### EXERCISE DETAILS
Quote the data exactly, first line to the line containing "flex h-[1083px] w-[500px]", with no pictures.

╭─ SUPPLIED INFORMATION

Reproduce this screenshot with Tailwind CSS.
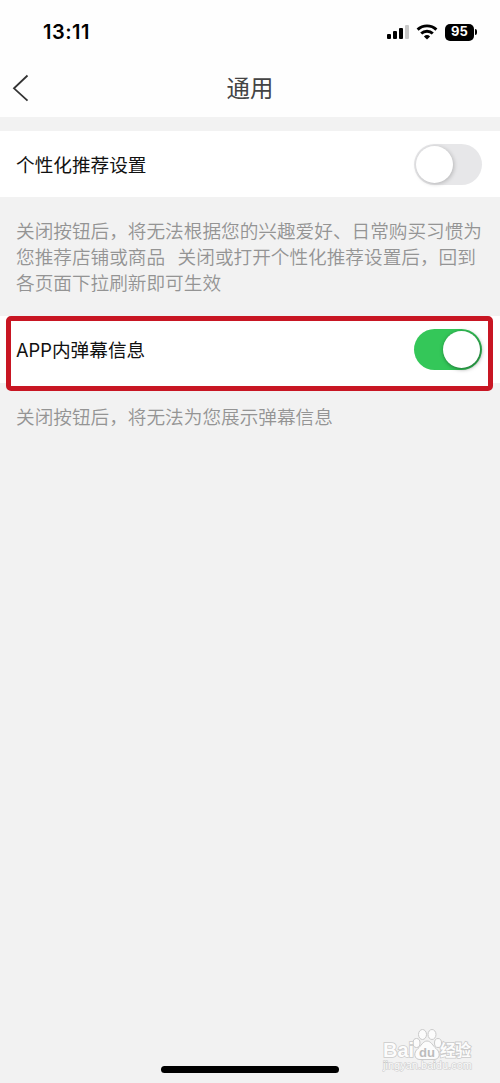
<!DOCTYPE html>
<html lang="zh-CN">
<head>
  <meta charset="UTF-8">
  <meta name="viewport" content="width=device-width, initial-scale=1.0">
  <title>通用</title>
  <script src="https://cdn.jsdelivr.net/npm/@tailwindcss/browser@4"></script>
</head>
<body class="bg-[#f2f2f2] font-['Noto_Sans_CJK_SC',sans-serif] text-[18.65px]">
  <div class="relative flex h-[1083px] w-[500px] flex-col overflow-hidden">

    <!-- Status bar -->
    <div class="flex h-[60px] shrink-0 items-center justify-between bg-[#fefefe] pt-1 pr-[23px] pl-[43px]">
      <span class="font-['Inter',sans-serif] text-[20px] leading-6 font-semibold tracking-[0.5px] text-black">13:11</span>
      <div class="flex items-center">
        <svg class="h-4 w-[22px]" viewBox="0 0 22 16">
          <rect x="0" y="10" width="4" height="5" rx="1"/>
          <rect x="6" y="7" width="4" height="8" rx="1"/>
          <rect x="12" y="4" width="4" height="11" rx="1"/>
          <rect x="18" y="1" width="4" height="14" rx="1" fill="#c8c8c8"/>
        </svg>
        <svg class="ml-[7px] h-4 w-[22px]" viewBox="0 0 22 16" fill="none" stroke="#000" stroke-width="2.9">
          <path d="M1.6 5.6a13.6 13.6 0 0 1 18.8 0"/>
          <path d="M5.2 9.5a8.4 8.4 0 0 1 11.6 0"/>
          <path d="M11 15.5L7.9 12.5a4.5 4.5 0 0 1 6.2 0z" fill="#000" stroke="none"/>
        </svg>
        <div class="ml-[7px] flex h-[17px] w-[29px] items-center justify-center rounded-[5px] bg-black font-['Inter',sans-serif] text-[13px] font-bold text-white">95</div>
        <div class="ml-px h-[6px] w-[2px] rounded-r-full bg-black"></div>
      </div>
    </div>

    <!-- Title bar -->
    <header class="relative flex h-[57px] shrink-0 items-center justify-center bg-[#fefefe] pb-1">
      <svg class="absolute top-[14px] left-[12px] h-7 w-[18px]" viewBox="0 0 18 28" fill="none" stroke="#333" stroke-width="1.8">
        <path d="M15.5 1.5L2 14.3l13.5 12.4"/>
      </svg>
      <h1 class="text-[23.4px] leading-8 text-[#444]">通用</h1>
    </header>

    <!-- Settings -->
    <main class="pt-[14px]">
      <div class="flex h-[66px] items-center justify-between bg-white pr-[18px] pl-4">
        <span class="text-[#111]">个性化推荐设置</span>
        <div class="flex h-[41px] w-[68px] items-center rounded-full bg-[#e7e7e9] pl-[2px]">
          <div class="size-[37px] rounded-full bg-white shadow-[1px_1px_4px_rgba(0,0,0,0.22)]"></div>
        </div>
      </div>
      <p class="px-4 pt-5 pb-[21px] leading-[26px] font-[350] whitespace-nowrap text-[#949494]">关闭按钮后，将无法根据您的兴趣爱好、日常购买习惯为<br>您推荐店铺或商品&nbsp;&nbsp;&nbsp;关闭或打开个性化推荐设置后，回到<br>各页面下拉刷新即可生效</p>
      <div class="relative flex h-[67px] items-center justify-between bg-white pr-[18px] pl-4">
        <div class="absolute top-0 left-[6px] h-[75px] w-[487px] rounded-[5px] border-[5px] border-[#c81623] bg-white"></div>
        <span class="relative text-[#111]"><span class="font-['Inter',sans-serif] text-[18.3px]">APP</span>内弹幕信息</span>
        <div class="relative flex h-[41px] w-[68px] items-center justify-end rounded-full bg-[#34c759] pr-[2px]">
          <div class="size-[37px] rounded-full bg-white shadow-[1px_1px_4px_rgba(0,0,0,0.5)]"></div>
        </div>
      </div>
      <p class="px-4 pt-5 leading-[26px] font-[350] text-[#949494]">关闭按钮后，将无法为您展示弹幕信息</p>
    </main>

    <!-- Watermark -->
    <div class="absolute top-[1026px] left-[382px] h-[48px] w-[96px]">
      <svg class="size-full" viewBox="0 0 96 48" fill="#fcfcfc" stroke="#cacaca" stroke-width="1">
        <ellipse cx="34.5" cy="17" rx="3.5" ry="4.5"/>
        <ellipse cx="40.5" cy="8.5" rx="4" ry="5"/>
        <ellipse cx="50" cy="8.5" rx="4" ry="5"/>
        <ellipse cx="56" cy="17" rx="3.5" ry="4.5"/>
        <path d="M45 15c-4 0-6 5-9 7.5c-5 4-4 11 2 11h14c6 0 7-7 2-11c-3-2.5-5-7.5-9-7.5z"/>
        <g font-family="Liberation Sans, sans-serif" font-weight="bold" paint-order="stroke" stroke-width="1.6">
          <text x="1" y="31" font-size="20" textLength="31" lengthAdjust="spacingAndGlyphs">Bai</text>
          <text x="37" y="31" font-size="13" textLength="16" lengthAdjust="spacingAndGlyphs" fill="#bcbcbc" stroke="none">du</text>
          <text x="58" y="30" font-size="16" textLength="31" font-family="Noto Sans CJK SC, sans-serif">经验</text>
          <text x="1" y="43" font-size="10" textLength="89" lengthAdjust="spacingAndGlyphs" font-weight="normal" stroke-width="1">jingyan.baidu.com</text>
        </g>
      </svg>
    </div>

    <!-- Home indicator -->
    <div class="absolute top-[1066px] left-[161px] h-[7px] w-[178px] rounded-full bg-black"></div>
  </div>
</body>
</html>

╰─

### RESPONSE
Reproduce this screenshot with Tailwind CSS.
<!DOCTYPE html>
<html lang="zh-CN">
<head>
  <meta charset="UTF-8">
  <meta name="viewport" content="width=device-width, initial-scale=1.0">
  <title>通用</title>
  <script src="https://cdn.jsdelivr.net/npm/@tailwindcss/browser@4"></script>
</head>
<body class="bg-[#f2f2f2] font-['Noto_Sans_CJK_SC',sans-serif] text-[18.65px]">
  <div class="relative flex h-[1083px] w-[500px] flex-col overflow-hidden">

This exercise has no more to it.